Friday, November 28, 2008

envoi


28/29  November

                "Car c'est vraiment, Seigneur, le meilleur témoignage
 Que nous puissions donner de notre dignité
    Que cet ardent sanglot qui roule d'âge en âge
 Et vient mourir au bord de votre éternité!"

                 --lines from Baudelaire's "Les Phares" inscribed on his                            statue in the Luxembourg gardens


It was really thanks to my friend Steve that I got back to Baudelaire. I had brought along a cheap copy of "Les fleurs du mal," but hadn't spent much time with it. But the text Steve sent me of Roy Campbell's lurid and convincing translation of "Au Lecteur" got me going, and I've been pulling out my little paperback late at night, on the métro, waiting in ticket lines, even lying in bed first thing in the morning. It becomes atmospheric, that world peopled by demons and saturated with a powerful nostalgia for what never existed except in the imagination. 

I also gradually began to take special notice of this statue of Baudelaire as I ran around the Luxembourg gardens. I hadn't noticed him at all the first few times--I was getting my second wind at that point, not sight-seeing--but now I make a point of greeting him, and he me. I take photos of the statue when I walk past it--I have an extensive, all-weather set. I also drop by his grave now and then, here in Montparnasse, and that single faded red rose on his tombstone is the one I put there. 

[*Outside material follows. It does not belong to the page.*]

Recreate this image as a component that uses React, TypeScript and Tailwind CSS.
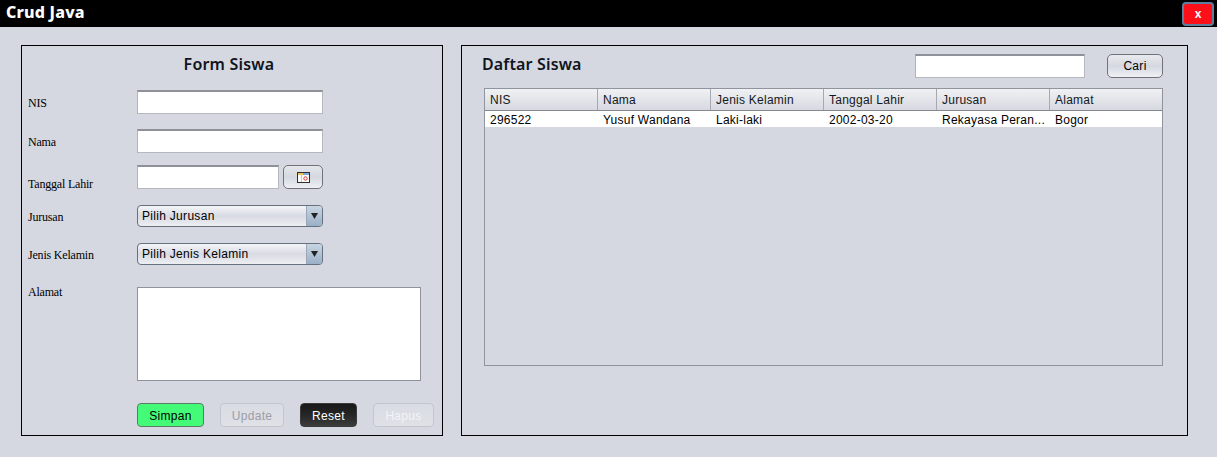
const labelCls = "w-[109px] shrink-0 text-[12px] leading-[14px] tracking-[-0.2px] text-black font-['Liberation_Serif',serif]";
const inputCls = "h-6 bg-white border border-[#b5b8bd] border-t-2 border-t-[#8e9298] border-l-[#aeb1b6]";
const columns = ["NIS", "Nama", "Jenis Kelamin", "Tanggal Lahir", "Jurusan", "Alamat"];
const row = ["296522", "Yusuf Wandana", "Laki-laki", "2002-03-20", "Rekayasa Peran...", "Bogor"];

function CalendarIcon() {
  return (
    <svg width="13" height="11" viewBox="0 0 13 11">
      <rect x="0.5" y="0.5" width="12" height="10" fill="#fbfbf8" stroke="#2e2e2e" />
      <rect x="1" y="1" width="5" height="2" fill="#e8c35a" />
      <rect x="6" y="1" width="6" height="2" fill="#7fa8d8" />
      <rect x="4" y="3" width="1" height="7" fill="#c9c9c4" />
      <circle cx="8.5" cy="6.5" r="1.7" fill="none" stroke="#e0403c" />
    </svg>
  );
}

function Combo({ text }: { text: string }) {
  return (
    <div className="h-[22px] w-[186px] flex rounded-[4px] border border-[#66707e] overflow-hidden bg-gradient-to-b from-[#f4f5f8] via-[#d8dbe3] to-[#eceef2]">
      <span className="flex-1 pl-1 text-[12px] leading-[21px] tracking-[0.3px] text-black font-['Liberation_Sans',sans-serif]">{text}</span>
      <span className="w-4 flex items-center justify-center border-l border-[#9aa6b6] bg-gradient-to-b from-[#c8d5e2] to-[#9ab0c6]">
        <svg width="7" height="6" viewBox="0 0 7 6"><path d="M0 0h7L3.5 6z" fill="#222" /></svg>
      </span>
    </div>
  );
}

export default function App() {
  return (
    <div className="h-[457px] w-[1217px] overflow-hidden bg-[#d5d8e0] flex flex-col">
      {/* Title bar */}
      <div className="h-[27px] shrink-0 bg-black flex items-start justify-between pl-[6px] pr-[3px]">
        <span className="text-[16px] leading-[24px] font-extrabold tracking-[0.2px] text-white font-['Noto_Sans',sans-serif]">Crud Java</span>
        <button className="mt-[2px] h-[24px] w-[32px] rounded-[4px] border-2 border-[#5f7f9f] bg-[#ff0f17] text-white text-[12px] font-bold leading-[18px] font-['Liberation_Sans',sans-serif]">x</button>
      </div>

      <div className="flex items-start pt-[18px] pl-[21px]">
        {/* Form */}
        <div className="w-[422px] h-[391px] shrink-0 border border-black pl-[6px] pt-[6px]">
          <h2 className="w-[402px] text-center text-[16px] leading-[24px] font-semibold tracking-[0.2px] text-[#10141c] font-['Noto_Sans',sans-serif]">Form Siswa</h2>
          <div className="mt-[14px] flex">
            <label className={`${labelCls} mt-[6px]`}>NIS</label>
            <div className={`${inputCls} w-[186px]`} />
          </div>
          <div className="mt-[15px] flex">
            <label className={`${labelCls} mt-[6px]`}>Nama</label>
            <div className={`${inputCls} w-[186px]`} />
          </div>
          <div className="mt-3 flex">
            <label className={`${labelCls} mt-[12px]`}>Tanggal Lahir</label>
            <div className={`${inputCls} w-[142px]`} />
            <button className="ml-1 h-6 w-10 rounded-[5px] border border-[#6f7278] bg-gradient-to-b from-[#e4e6ea] via-[#d5d8e0] to-[#eef0f4] flex items-center justify-center">
              <CalendarIcon />
            </button>
          </div>
          <div className="mt-[14px] flex">
            <label className={`${labelCls} mt-[5px]`}>Jurusan</label>
            <Combo text="Pilih Jurusan" />
          </div>
          <div className="mt-4 flex">
            <label className={`${labelCls} mt-[5px]`}>Jenis Kelamin</label>
            <Combo text="Pilih Jenis Kelamin" />
          </div>
          <div className="mt-[22px] flex">
            <label className={`${labelCls} -mt-[2px]`}>Alamat</label>
            <div className="h-[94px] w-[284px] bg-white border border-[#8e929c]" />
          </div>
          <div className="mt-[22px] ml-[109px] flex gap-4 text-[12px] font-['Liberation_Sans',sans-serif] tracking-[0.3px]">
            <button className="h-6 w-[67px] pt-px rounded-[4px] border border-[#5d7a68] bg-[#44fb78] text-black">Simpan</button>
            <button className="h-6 w-[64px] pt-px rounded-[4px] border border-[#c3c6cd] bg-gradient-to-b from-[#d9dce3] to-[#dfe1e7] text-[#9b9ea6]">Update</button>
            <button className="h-6 w-[57px] pt-px rounded-[4px] border border-[#3a3a3a] bg-gradient-to-b from-[#181818] via-[#262626] to-[#3c3c3c] text-white">Reset</button>
            <button className="h-6 w-[61px] pt-px rounded-[4px] border border-[#c3c6cd] bg-gradient-to-b from-[#d9dce3] to-[#dfe1e7] text-[#f2f3f5]">Hapus</button>
          </div>
        </div>

        {/* Table */}
        <div className="ml-[18px] w-[727px] h-[391px] shrink-0 border border-black">
          <div className="flex items-start pl-[20px] pt-2">
            <h2 className="w-[433px] text-[16px] leading-[21px] font-semibold tracking-[0.15px] text-[#10141c] font-['Noto_Sans',sans-serif]">Daftar Siswa</h2>
            <div className={`${inputCls} w-[170px]`} />
            <button className="ml-[22px] h-6 w-[56px] rounded-[5px] border border-[#6f7278] bg-gradient-to-b from-[#e8eaee] via-[#d5d8e0] to-[#eef0f4] text-[12px] tracking-[0.3px] text-black font-['Liberation_Sans',sans-serif]">Cari</button>
          </div>
          <div className="mt-[10px] ml-[22px] w-[679px] h-[278px] overflow-hidden border border-[#90949c] font-['Liberation_Sans',sans-serif] text-[12px] tracking-[0.25px]">
            <div className="h-[22px] flex border-b border-[#85898f] bg-gradient-to-b from-[#f0f1f4] to-[#d6d9e0]">
              {columns.map((c) => (
                <div key={c} className="w-[113px] shrink-0 pl-[5px] leading-[22px] text-[#141820] border-r border-[#a6a9b0]">{c}</div>
              ))}
            </div>
            <div className="h-4 flex bg-white">
              {row.map((c) => (
                <div key={c} className="w-[113px] shrink-0 pl-[5px] leading-[18px] text-black whitespace-nowrap">{c}</div>
              ))}
            </div>
          </div>
        </div>
      </div>
    </div>
  );
}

I had never paid much attention to his poem "Les Phares"--"The Beacons"--but I went back to it after I found its final quatrain inscribed on the base of his statue. In it the poet makes a strange and uncanny visit to his art museum of the mind, starting with the "amnesiac river" that is "Rubens" ("Rubens, fleuve d'oubli"), and continuing on through singular descriptions of Rembrandt, Leonardo, Goya. Eventually he arrives at "Delacroix, bloody lake haunted by evil angels" ("lac de sang hanté des mauvais anges"). I have to admit that I don't for the most part recognize these Old Masters in his phrases. Perhaps scholarship could help me, but I doubt it. These are paintings as seen by the poet and no one else--a visionary gallery. Not even paintings, they are signals, pointing outward, sounding the alarm, or drawing us back, if like the "hunters" he goes on to mention, we should lose our way. 

I don't exactly identify with these iconic figures from art history, either in Baudelaire's poet's vision of them, or my own. But at the end of the poem they become generalized into the outcry of "a thousand sentinels," or better yet, "a thousand loud-speakers" ("porte-voix," if you'll pardon the anachronism). Here I begin to see myself: could I be one of these loud-speakers, these "signal-fires lit in a thousand citadels"? Not that I could claim the singularity of vision the poet ascribes to his artist-beacons, or by implication to himself. But I do hope that these scattered observations of a place, Montparnasse, of Paris, and of a movement to build a better, more equitable society, might like Baudelaire's phares "bear a higher witness," as the poet says, "to our human dignity." 

But for now it's au revoir to all that, or better, à la prochaine.